_Exercise instructions_
Return the material exactly as supplied, apart from the pictures, which are omitted.

--------------------

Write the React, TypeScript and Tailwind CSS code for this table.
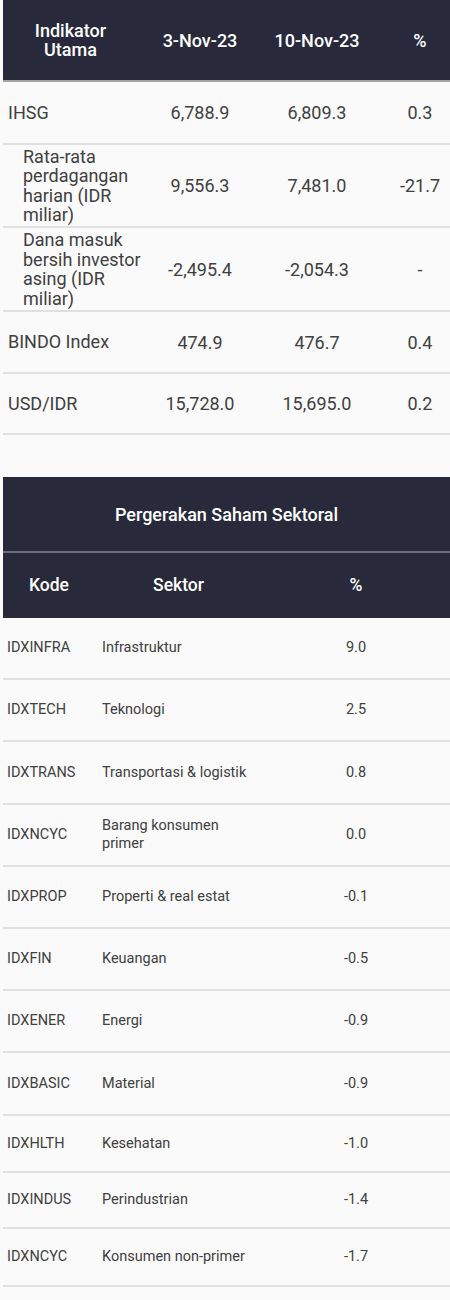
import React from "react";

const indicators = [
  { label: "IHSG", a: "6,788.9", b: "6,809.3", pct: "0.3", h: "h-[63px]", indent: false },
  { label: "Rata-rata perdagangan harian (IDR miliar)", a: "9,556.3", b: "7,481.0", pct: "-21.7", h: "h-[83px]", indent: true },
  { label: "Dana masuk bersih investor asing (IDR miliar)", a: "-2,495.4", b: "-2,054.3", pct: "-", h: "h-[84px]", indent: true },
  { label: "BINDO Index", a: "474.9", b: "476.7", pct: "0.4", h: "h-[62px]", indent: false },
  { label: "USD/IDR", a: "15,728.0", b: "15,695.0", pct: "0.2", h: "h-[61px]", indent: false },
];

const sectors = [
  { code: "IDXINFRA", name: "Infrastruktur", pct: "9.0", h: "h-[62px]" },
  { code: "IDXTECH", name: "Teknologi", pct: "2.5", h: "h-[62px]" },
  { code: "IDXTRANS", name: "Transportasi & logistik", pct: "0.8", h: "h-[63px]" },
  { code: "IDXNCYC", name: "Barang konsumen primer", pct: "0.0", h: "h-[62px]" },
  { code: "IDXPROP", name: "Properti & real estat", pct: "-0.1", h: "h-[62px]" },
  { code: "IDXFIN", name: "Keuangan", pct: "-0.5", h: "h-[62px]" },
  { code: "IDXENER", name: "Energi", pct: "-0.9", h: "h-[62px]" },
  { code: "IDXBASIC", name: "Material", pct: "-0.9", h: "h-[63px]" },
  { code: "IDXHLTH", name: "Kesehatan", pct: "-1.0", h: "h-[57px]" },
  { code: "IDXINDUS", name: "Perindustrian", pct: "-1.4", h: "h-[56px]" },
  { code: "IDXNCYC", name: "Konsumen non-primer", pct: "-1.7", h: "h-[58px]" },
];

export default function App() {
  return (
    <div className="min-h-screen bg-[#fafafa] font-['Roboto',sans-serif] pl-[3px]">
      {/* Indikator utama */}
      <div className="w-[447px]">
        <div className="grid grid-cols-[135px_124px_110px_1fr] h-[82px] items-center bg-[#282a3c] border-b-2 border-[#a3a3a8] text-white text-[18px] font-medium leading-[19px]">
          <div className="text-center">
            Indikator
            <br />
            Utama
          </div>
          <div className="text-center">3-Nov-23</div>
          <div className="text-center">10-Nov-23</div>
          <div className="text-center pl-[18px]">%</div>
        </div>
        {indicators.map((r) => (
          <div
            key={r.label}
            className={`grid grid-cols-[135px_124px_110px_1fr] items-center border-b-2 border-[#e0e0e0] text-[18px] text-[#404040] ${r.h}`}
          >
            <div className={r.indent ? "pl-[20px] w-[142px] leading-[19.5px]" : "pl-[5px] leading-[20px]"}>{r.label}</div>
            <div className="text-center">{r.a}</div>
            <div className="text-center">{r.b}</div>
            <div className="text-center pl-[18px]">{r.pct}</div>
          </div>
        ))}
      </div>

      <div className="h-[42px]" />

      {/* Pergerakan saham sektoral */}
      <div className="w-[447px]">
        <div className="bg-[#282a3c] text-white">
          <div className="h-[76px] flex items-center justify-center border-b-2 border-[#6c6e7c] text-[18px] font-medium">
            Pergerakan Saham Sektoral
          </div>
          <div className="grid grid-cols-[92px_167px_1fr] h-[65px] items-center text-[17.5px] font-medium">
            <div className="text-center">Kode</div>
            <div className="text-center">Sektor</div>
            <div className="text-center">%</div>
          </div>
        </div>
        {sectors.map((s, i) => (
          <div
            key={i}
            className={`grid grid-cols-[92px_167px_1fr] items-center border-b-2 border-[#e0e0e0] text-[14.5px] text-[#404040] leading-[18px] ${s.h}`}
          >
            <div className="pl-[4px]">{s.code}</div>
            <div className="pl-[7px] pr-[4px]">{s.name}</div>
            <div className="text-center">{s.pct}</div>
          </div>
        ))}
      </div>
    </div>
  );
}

--------------------

_Reply to the exercise_
Write the React, TypeScript and Tailwind CSS code for this table.
import React from "react";

const indicators = [
  { label: "IHSG", a: "6,788.9", b: "6,809.3", pct: "0.3", h: "h-[63px]", indent: false },
  { label: "Rata-rata perdagangan harian (IDR miliar)", a: "9,556.3", b: "7,481.0", pct: "-21.7", h: "h-[83px]", indent: true },
  { label: "Dana masuk bersih investor asing (IDR miliar)", a: "-2,495.4", b: "-2,054.3", pct: "-", h: "h-[84px]", indent: true },
  { label: "BINDO Index", a: "474.9", b: "476.7", pct: "0.4", h: "h-[62px]", indent: false },
  { label: "USD/IDR", a: "15,728.0", b: "15,695.0", pct: "0.2", h: "h-[61px]", indent: false },
];

const sectors = [
  { code: "IDXINFRA", name: "Infrastruktur", pct: "9.0", h: "h-[62px]" },
  { code: "IDXTECH", name: "Teknologi", pct: "2.5", h: "h-[62px]" },
  { code: "IDXTRANS", name: "Transportasi & logistik", pct: "0.8", h: "h-[63px]" },
  { code: "IDXNCYC", name: "Barang konsumen primer", pct: "0.0", h: "h-[62px]" },
  { code: "IDXPROP", name: "Properti & real estat", pct: "-0.1", h: "h-[62px]" },
  { code: "IDXFIN", name: "Keuangan", pct: "-0.5", h: "h-[62px]" },
  { code: "IDXENER", name: "Energi", pct: "-0.9", h: "h-[62px]" },
  { code: "IDXBASIC", name: "Material", pct: "-0.9", h: "h-[63px]" },
  { code: "IDXHLTH", name: "Kesehatan", pct: "-1.0", h: "h-[57px]" },
  { code: "IDXINDUS", name: "Perindustrian", pct: "-1.4", h: "h-[56px]" },
  { code: "IDXNCYC", name: "Konsumen non-primer", pct: "-1.7", h: "h-[58px]" },
];

export default function App() {
  return (
    <div className="min-h-screen bg-[#fafafa] font-['Roboto',sans-serif] pl-[3px]">
      {/* Indikator utama */}
      <div className="w-[447px]">
        <div className="grid grid-cols-[135px_124px_110px_1fr] h-[82px] items-center bg-[#282a3c] border-b-2 border-[#a3a3a8] text-white text-[18px] font-medium leading-[19px]">
          <div className="text-center">
            Indikator
            <br />
            Utama
          </div>
          <div className="text-center">3-Nov-23</div>
          <div className="text-center">10-Nov-23</div>
          <div className="text-center pl-[18px]">%</div>
        </div>
        {indicators.map((r) => (
          <div
            key={r.label}
            className={`grid grid-cols-[135px_124px_110px_1fr] items-center border-b-2 border-[#e0e0e0] text-[18px] text-[#404040] ${r.h}`}
          >
            <div className={r.indent ? "pl-[20px] w-[142px] leading-[19.5px]" : "pl-[5px] leading-[20px]"}>{r.label}</div>
            <div className="text-center">{r.a}</div>
            <div className="text-center">{r.b}</div>
            <div className="text-center pl-[18px]">{r.pct}</div>
          </div>
        ))}
      </div>

      <div className="h-[42px]" />

      {/* Pergerakan saham sektoral */}
      <div className="w-[447px]">
        <div className="bg-[#282a3c] text-white">
          <div className="h-[76px] flex items-center justify-center border-b-2 border-[#6c6e7c] text-[18px] font-medium">
            Pergerakan Saham Sektoral
          </div>
          <div className="grid grid-cols-[92px_167px_1fr] h-[65px] items-center text-[17.5px] font-medium">
            <div className="text-center">Kode</div>
            <div className="text-center">Sektor</div>
            <div className="text-center">%</div>
          </div>
        </div>
        {sectors.map((s, i) => (
          <div
            key={i}
            className={`grid grid-cols-[92px_167px_1fr] items-center border-b-2 border-[#e0e0e0] text-[14.5px] text-[#404040] leading-[18px] ${s.h}`}
          >
            <div className="pl-[4px]">{s.code}</div>
            <div className="pl-[7px] pr-[4px]">{s.name}</div>
            <div className="text-center">{s.pct}</div>
          </div>
        ))}
      </div>
    </div>
  );
}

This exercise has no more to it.